Noel Parks: Great. Thanks for the observation. I think it’s really timely. And just some thought about, or just looking for some thoughts on the outperformance your expectations that you’ve seen in your acquired areas. And just in retrospect, benefit of hindsight, do you think you just were overly conservative in your original take on what the assets could do? Or is it more just that there’s just a lot of stuff that the old owners weren’t able to get to, they just didn’t have the capital or maybe the technical resources to get at some of the low-hanging fruit that you’re now benefiting from?
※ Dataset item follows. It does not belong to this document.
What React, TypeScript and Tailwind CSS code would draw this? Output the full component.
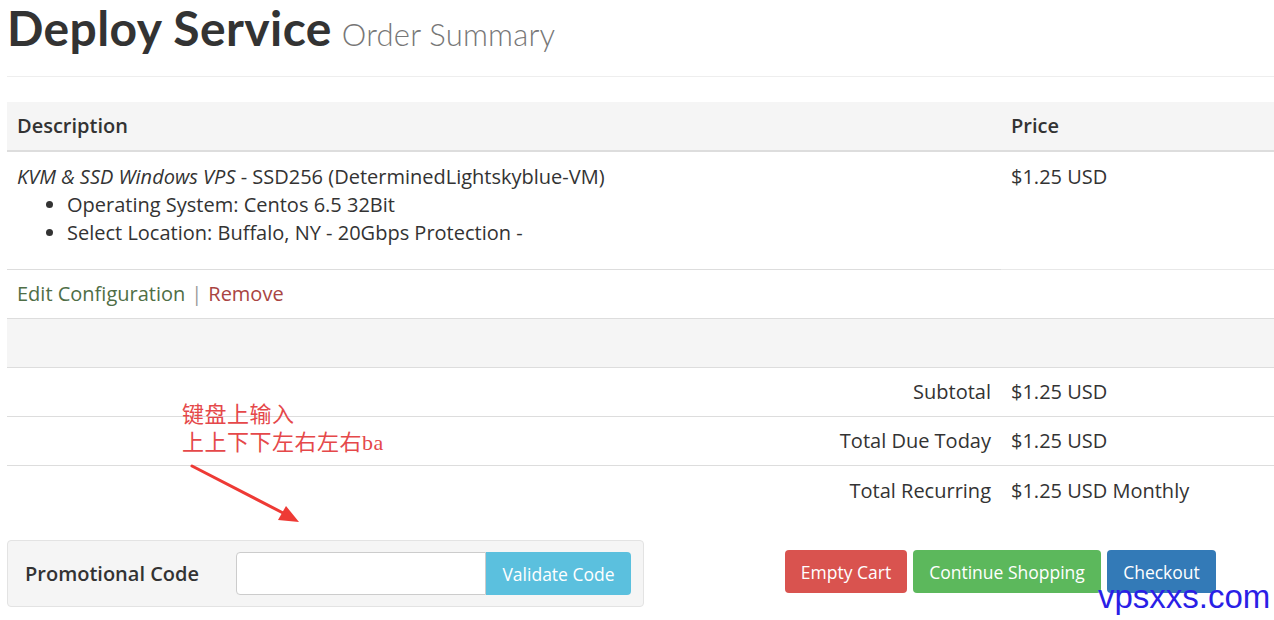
const body = { fontFamily: '"Open Sans", "Liberation Sans", sans-serif' }

function TotalRow({ label, value, last }: { label: string; value: string; last?: boolean }) {
  return (
    <div className={`grid h-[49px] grid-cols-[994px_1fr] items-center ${last ? '' : 'border-b border-[#ddd]'}`}>
      <div className="pr-[10px] text-right">{label}</div>
      <div className="pl-[10px]">{value}</div>
    </div>
  )
}

export default function App() {
  return (
    <div className="relative h-[620px] w-[1274px] overflow-hidden bg-white text-[20px] leading-[28px] text-[#333]" style={body}>
      <div className="pl-[7px]">
        <div className="flex h-[77px] items-start border-b border-[#eee]">
          <h1 className="text-[48px] font-bold leading-[56px] tracking-[0.4px] text-[#333]" style={{ fontFamily: 'Lato, "Liberation Sans", sans-serif' }}>
            Deploy Service
            <span className="ml-[10px] text-[31px] font-light tracking-[0.2px] text-[#777]">Order Summary</span>
          </h1>
        </div>

        <div className="mt-[25px]">
          <div className="grid h-[50px] grid-cols-[994px_1fr] items-center border-b-2 border-[#ddd] bg-[#f5f5f5] font-semibold">
            <div className="pl-[10px]">Description</div>
            <div className="pl-[10px]">Price</div>
          </div>

          <div className="grid grid-cols-[994px_1fr]">
            <div className="border-b border-[#ddd] pb-[22px] pl-[10px] pt-[11px]">
              <div>
                <em>KVM &amp; SSD Windows VPS</em> - SSD256 (DeterminedLightskyblue-VM)
              </div>
              <ul className="list-disc pl-[50px]">
                <li>Operating System: Centos 6.5 32Bit</li>
                <li>Select Location: Buffalo, NY - 20Gbps Protection -</li>
              </ul>
            </div>
            <div className="border-b border-[#e8e8e8] pl-[10px] pt-[11px]">$1.25 USD</div>
          </div>

          <div className="flex h-[49px] items-center border-b border-[#ddd] pl-[10px]">
            <span className="text-[#4f6e46]">Edit Configuration</span>
            <span className="mx-[6px] text-[#999]">|</span>
            <span className="text-[#a94442]">Remove</span>
          </div>

          <div className="h-[49px] border-b border-[#ddd] bg-[#f5f5f5]" />

          <TotalRow label="Subtotal" value="$1.25 USD" />
          <TotalRow label="Total Due Today" value="$1.25 USD" />
          <TotalRow label="Total Recurring" value="$1.25 USD Monthly" last />
        </div>

        <div className="mt-[25px] flex items-start">
          <div className="flex h-[67px] w-[637px] items-center rounded-[4px] border border-[#e3e3e3] bg-[#f5f5f5] pl-[17px]">
            <span className="w-[211px] font-semibold">Promotional Code</span>
            <div className="flex h-[43px]">
              <div className="w-[250px] rounded-l-[4px] border border-[#ccc] bg-white" />
              <button className="w-[145px] rounded-r-[4px] bg-[#5bc0de] text-[17.5px] text-white">Validate Code</button>
            </div>
          </div>

          <div className="ml-[141px] mt-[10px] flex gap-[6px] text-[17.5px]">
            <button className="h-[43px] w-[122px] rounded-[4px] bg-[#d9534f] text-white">Empty Cart</button>
            <button className="h-[43px] w-[188px] rounded-[4px] bg-[#5cb85c] text-white">Continue Shopping</button>
            <button className="h-[43px] w-[109px] rounded-[4px] bg-[#337ab7] text-white">Checkout</button>
          </div>
        </div>
      </div>

      {/* annotation overlay */}
      <div
        className="absolute left-[182px] top-[401px] text-[22px] leading-[28px] tracking-[0.5px] text-[#e5484a]"
        style={{ fontFamily: '"Liberation Serif", "Noto Sans CJK SC", serif' }}
      >
        <div>键盘上输入</div>
        <div>上上下下左右左右ba</div>
      </div>
      <svg className="absolute left-[185px] top-[460px]" width="120" height="70" viewBox="0 0 120 70">
        <line x1="7" y1="6" x2="100" y2="54" stroke="#ee3a35" strokeWidth="3" strokeLinecap="round" />
        <polygon points="114,62 93,60 101,46" fill="#ee3a35" />
      </svg>

      <div className="absolute left-[1098px] top-[577px] text-[33px] leading-[40px] text-[#2b1fe6]" style={{ fontFamily: '"Liberation Sans", Arial, sans-serif' }}>
        vpsxxs.com
      </div>
    </div>
  )
}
John Suter: Yeah, I wasn’t here at the time, but I can tell you from what I’ve learned so far, it’s really down to a number of things. We do have a number of wells that are outperforming their type curves, that are really, what I believe, from a little bit of a stimulation recipe change that I think is still under review, but giving us some very positive results. I also think that, I don’t know, it’s just from a number of things. Primarily the stimulation change, but also just a number of wells coming on where certainly we had the four wells we turned in this quarter were really solid. But it’s not one thing, I don’t think it’s the neglect of the previous people. We’re just doing a really good job on homing in on kind of what the optimal stimulation is for these wells.

Noel Parks: Got it. Thanks a lot.

Operator: Ladies and gentlemen, that will conclude our question-and-answer session and today’s conference call. Thank you all for joining. You may now disconnect.